Of course, it's not just that simple; there are a few things worth deeply understanding here in this process of building your graph.

  1. Every audio node outputs a mono (single channel) signal, and every node accepts N input signals ("children," we sometimes call them). Each node expects a specific set of children, consult the Core API Reference for the specifics of each available node.

    • This means as well that working with multi-channel output formats (including stereo) will feel like building a new graph for each available output channel. This is not a problem, as we discuss in the rendering section below, because Elementary aggressively optimizes your graph during rendering.
  2. Keys. By default, Elementary will do its best to optimize your graph during the render process, and keys are your best utility for helping Elementary see certain optimizations. We discuss keys in detail in Understanding Keys.

Renderer

The second major component of building an Elementary Audio application is understanding what happens during the render process. Elementary offers multiple different renderers for the available platforms: web, Node.js, audio plugins, etc. Each renderer, though targeting a different platform, shares the same principles and methodology. This methodology is what we'll discuss here, and if you're coming to Elementary with a background in web programming, this section will feel a lot like the idea of rendering in React.js. For specifics on the subtle differences between each renderer, consult the relevant package documentation.

To start, let's briefly return to complete our first example.

import {default as core} from '@elemaudio/plugin-renderer';
import {el} from '@elemaudio/core';
 
core.on('load', function(e) {
  let x = el.cycle(440);
  let y = el.cycle(220);
  let z = el.mul(x, y);
 
  core.render(z, z);
});
 
core.initialize();

Now that our example is complete you can see that the bulk of the changes are just boilerplate: imports, event listeners, and initializing our renderer. But the thing we want to focus on is this call to core.render(z, z) and what's happening there.

At a high level, this call to core.render() is your opportunity to tell Elementary: "I want my audio process to look like this, please make it happen." At this point, Elementary will take your input and coordinate everything it needs to with the underlying platform to ensure you start hearing what you've asked to hear. To uncover the details of that coordination, we have to first address the fact that applications are often dynamic: the user may provide some input such as "set the filter cutoff to X" and we have to adapt. Elementary is designed exactly for this type of dynamic behavior: all you need to do is describe the new state of your desired graph, and call core.render() again.

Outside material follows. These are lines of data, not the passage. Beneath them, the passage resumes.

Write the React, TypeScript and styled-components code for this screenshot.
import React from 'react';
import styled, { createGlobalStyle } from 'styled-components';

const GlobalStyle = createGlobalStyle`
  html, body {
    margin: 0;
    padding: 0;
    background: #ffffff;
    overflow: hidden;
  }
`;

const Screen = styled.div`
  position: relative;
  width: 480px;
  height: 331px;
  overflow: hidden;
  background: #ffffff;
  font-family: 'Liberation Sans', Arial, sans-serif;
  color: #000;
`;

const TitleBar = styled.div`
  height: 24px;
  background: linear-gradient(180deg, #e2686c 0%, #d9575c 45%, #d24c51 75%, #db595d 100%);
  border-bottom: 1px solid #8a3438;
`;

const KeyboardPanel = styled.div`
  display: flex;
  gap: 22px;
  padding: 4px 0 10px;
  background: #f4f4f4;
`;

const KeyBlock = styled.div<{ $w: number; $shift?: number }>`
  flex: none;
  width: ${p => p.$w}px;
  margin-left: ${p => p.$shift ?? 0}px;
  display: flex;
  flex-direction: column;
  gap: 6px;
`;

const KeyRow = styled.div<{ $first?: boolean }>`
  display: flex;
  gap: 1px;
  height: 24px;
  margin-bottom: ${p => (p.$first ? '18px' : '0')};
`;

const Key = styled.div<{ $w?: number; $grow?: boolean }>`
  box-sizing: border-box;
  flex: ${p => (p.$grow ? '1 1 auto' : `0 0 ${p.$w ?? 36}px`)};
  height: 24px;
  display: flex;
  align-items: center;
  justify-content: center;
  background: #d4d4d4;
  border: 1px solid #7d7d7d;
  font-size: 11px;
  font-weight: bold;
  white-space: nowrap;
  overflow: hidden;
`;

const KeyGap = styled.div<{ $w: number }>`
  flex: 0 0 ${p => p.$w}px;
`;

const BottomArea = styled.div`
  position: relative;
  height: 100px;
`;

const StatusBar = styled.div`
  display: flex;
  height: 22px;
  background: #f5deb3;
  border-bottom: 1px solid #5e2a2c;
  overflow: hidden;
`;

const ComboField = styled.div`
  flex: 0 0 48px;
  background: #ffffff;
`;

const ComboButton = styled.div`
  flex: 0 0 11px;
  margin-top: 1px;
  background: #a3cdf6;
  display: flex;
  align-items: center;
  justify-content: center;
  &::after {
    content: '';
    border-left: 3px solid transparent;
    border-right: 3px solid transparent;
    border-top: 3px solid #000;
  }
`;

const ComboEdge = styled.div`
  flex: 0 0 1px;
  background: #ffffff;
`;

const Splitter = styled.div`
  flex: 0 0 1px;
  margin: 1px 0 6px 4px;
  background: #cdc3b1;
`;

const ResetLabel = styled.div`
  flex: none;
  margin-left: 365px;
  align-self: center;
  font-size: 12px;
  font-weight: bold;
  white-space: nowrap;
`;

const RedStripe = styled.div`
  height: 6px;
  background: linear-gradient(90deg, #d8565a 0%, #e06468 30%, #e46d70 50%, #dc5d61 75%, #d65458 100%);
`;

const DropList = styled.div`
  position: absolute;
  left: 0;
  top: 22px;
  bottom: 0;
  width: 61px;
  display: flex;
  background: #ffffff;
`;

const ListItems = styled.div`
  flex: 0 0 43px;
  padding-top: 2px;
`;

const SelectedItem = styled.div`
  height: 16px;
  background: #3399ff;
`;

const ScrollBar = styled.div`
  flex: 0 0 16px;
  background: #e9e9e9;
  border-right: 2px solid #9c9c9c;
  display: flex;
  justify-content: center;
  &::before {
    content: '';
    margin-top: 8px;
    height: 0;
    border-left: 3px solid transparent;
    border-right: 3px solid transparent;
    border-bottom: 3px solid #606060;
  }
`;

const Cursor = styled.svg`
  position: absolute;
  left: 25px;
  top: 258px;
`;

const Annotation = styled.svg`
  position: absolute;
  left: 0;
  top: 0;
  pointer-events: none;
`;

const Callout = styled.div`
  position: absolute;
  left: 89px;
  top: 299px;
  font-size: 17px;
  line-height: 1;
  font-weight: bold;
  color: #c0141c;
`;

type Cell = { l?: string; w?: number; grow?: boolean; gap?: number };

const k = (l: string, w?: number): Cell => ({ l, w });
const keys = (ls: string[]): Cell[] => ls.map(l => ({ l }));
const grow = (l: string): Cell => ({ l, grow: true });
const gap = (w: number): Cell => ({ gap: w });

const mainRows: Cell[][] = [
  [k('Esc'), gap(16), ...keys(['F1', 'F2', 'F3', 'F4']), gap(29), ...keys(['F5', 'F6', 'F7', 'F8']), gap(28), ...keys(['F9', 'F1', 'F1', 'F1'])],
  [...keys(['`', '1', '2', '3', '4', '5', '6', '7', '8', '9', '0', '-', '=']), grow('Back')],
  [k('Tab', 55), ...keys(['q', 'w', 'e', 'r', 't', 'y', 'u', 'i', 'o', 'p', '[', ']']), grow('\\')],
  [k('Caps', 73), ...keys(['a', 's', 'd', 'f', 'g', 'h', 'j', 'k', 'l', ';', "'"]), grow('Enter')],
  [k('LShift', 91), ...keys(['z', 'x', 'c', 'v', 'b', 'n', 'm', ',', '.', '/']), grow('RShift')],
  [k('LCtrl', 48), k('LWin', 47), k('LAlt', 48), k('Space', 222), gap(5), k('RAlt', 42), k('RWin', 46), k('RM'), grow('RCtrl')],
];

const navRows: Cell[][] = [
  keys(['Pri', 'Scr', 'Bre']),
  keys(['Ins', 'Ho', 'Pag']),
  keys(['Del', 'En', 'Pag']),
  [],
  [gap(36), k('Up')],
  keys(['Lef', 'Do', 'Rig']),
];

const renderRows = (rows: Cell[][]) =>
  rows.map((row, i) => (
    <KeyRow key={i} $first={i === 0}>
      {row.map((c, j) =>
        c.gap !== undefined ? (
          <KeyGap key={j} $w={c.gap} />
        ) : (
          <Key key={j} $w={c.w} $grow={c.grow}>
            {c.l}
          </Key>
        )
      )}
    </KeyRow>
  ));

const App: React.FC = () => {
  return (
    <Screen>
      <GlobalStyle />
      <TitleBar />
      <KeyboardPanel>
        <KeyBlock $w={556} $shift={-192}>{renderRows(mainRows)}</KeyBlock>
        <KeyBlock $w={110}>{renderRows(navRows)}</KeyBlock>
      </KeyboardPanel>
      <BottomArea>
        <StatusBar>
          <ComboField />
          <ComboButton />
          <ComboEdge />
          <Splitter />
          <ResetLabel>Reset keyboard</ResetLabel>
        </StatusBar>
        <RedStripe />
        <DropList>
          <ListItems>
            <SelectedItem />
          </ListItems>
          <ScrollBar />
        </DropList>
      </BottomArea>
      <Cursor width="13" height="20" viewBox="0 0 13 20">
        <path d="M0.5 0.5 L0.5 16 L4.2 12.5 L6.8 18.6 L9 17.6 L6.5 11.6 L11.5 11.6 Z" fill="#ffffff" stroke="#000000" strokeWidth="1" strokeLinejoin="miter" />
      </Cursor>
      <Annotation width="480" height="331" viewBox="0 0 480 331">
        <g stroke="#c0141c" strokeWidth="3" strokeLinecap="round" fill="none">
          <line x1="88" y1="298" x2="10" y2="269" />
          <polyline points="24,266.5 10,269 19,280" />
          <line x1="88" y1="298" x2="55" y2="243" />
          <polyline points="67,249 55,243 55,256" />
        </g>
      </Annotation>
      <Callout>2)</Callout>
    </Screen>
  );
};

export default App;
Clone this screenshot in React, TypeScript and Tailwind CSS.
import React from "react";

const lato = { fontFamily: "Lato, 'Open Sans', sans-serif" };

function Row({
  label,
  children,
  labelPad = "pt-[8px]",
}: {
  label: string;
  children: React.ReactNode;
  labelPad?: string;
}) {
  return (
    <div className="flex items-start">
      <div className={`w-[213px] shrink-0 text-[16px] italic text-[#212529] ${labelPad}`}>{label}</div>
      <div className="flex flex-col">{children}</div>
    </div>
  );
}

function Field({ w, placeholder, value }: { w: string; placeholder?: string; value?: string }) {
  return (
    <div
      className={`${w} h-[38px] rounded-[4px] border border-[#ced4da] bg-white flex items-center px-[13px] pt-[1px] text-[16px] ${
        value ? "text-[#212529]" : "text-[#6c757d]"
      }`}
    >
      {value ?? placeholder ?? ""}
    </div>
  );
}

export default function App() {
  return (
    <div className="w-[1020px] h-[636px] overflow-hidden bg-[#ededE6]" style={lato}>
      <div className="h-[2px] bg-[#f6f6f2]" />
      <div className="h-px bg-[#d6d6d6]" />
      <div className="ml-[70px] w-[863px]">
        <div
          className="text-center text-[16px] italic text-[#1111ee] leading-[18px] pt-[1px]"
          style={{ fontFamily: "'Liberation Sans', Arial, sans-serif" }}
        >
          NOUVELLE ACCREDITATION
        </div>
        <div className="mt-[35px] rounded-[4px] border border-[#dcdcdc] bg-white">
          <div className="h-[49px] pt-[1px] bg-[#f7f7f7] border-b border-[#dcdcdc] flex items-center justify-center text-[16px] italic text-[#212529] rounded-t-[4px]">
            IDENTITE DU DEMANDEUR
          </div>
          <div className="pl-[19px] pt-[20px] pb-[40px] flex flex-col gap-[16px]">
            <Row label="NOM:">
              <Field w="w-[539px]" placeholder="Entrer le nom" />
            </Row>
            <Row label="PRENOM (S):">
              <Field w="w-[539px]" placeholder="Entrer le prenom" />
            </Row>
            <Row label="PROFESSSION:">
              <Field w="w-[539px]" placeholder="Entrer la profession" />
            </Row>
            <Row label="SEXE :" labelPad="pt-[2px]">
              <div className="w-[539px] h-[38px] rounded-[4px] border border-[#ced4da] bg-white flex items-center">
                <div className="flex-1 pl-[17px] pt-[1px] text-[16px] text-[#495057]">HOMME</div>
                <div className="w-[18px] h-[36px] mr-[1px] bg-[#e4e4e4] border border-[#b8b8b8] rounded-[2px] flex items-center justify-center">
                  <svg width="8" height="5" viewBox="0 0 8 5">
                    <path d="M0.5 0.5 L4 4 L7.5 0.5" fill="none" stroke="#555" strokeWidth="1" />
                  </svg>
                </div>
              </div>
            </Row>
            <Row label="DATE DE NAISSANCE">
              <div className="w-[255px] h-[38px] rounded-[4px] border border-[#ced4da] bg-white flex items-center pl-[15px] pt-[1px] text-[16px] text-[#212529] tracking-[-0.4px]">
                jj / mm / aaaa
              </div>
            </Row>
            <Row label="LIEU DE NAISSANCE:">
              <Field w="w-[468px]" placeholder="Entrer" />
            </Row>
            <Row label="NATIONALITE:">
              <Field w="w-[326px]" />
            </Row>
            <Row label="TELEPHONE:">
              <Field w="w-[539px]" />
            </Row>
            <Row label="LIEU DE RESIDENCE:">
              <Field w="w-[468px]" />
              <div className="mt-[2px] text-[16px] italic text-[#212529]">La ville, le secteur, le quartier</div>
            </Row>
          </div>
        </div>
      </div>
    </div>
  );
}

Let's extend our example,

import {default as core} from '@elemaudio/plugin-renderer';
import {el} from '@elemaudio/core';
 
// A hypothetical event listener for input from a slider on the UI
mySlider.on('change', function(e) {
  // Let's assume that the event object here roughly matches the event object of an HTML Range input,
  // and that the slider value ranges from [0, 1]
  let newSliderValue = parseFloat(e.target.value);
 
  // Now maybe we want that [0, 1] range to map from [10, 1000] to represent our
  // amplitude modulation frequency.
  let x = el.cycle(440);
  let y = el.cycle(el.const({key: 'ampModFreq', value: 10 + newSliderValue * 9990}));
  let z = el.mul(x, y);
 
  core.render(z, z);
});
 
core.initialize();

Now our example is prepared for change: each time the user moves the slider, we'll receive a callback informing the new value, and we simply describe the new audio graph and call core.render(). In this example, we're calling core.render() many many times in succession as the user drags the slider: that's the idea!

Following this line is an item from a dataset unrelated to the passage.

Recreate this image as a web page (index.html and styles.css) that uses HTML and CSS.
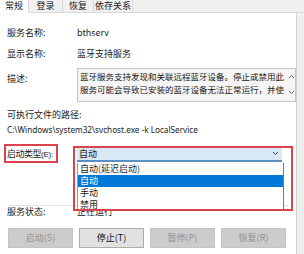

Ok so now we have an appropriate backdrop to discuss what actually happens inside the call to core.render(). Let's pick a point right in the middle of the lifetime of our application: we have already called core.render() a few times, the user is now changing the slider, we have a new desired audio graph, and we call core.render() again. At this point, our renderer understands two things: it understands the current state of the audio graph, that is, the state of the graph that is currently making noise, and it understands that you're now asking for a new audio graph.

This kicks off the process of reconciliation. The renderer will carefully step through the new graph to identify similarities and differences between the new graph and the one that's currently making sound. Along the way, it applies a series of optimizations to ensure that the graph that actually makes noise is highly efficient. As the renderer reconciles the two graphs, it precisely applies only the required changes to the underlying platform to ensure that what you're hearing reflects the new graph that you've described.

At this point, you may be wondering, how can this possibly be efficient or high performance? The answer lies in the fact that nothing we've discussed so far actually does any of the realtime native audio processing. The graphs that we're building and discussing here are extremely lightweight, virtual representations of the desired process. It's only after the reconciliation process has completed that we introduce the corresponding native audio processing nodes that actually handle the realtime audio data. Elementary can already assemble and then reconcile graphs of thousands and thousands of deeply interconnected nodes within a couple milliseconds, and we expect to make this faster still. Of course, undergoing that process does add those few millseconds of overhead, and this is exactly the tradeoff we aim to make to ensure one thing: you as an audio application author never need to think about how to address dynamic audio graph behavior. You can always rely on one simple paradigm: describe how your audio graph should sound now, and let Elementary handle the rest.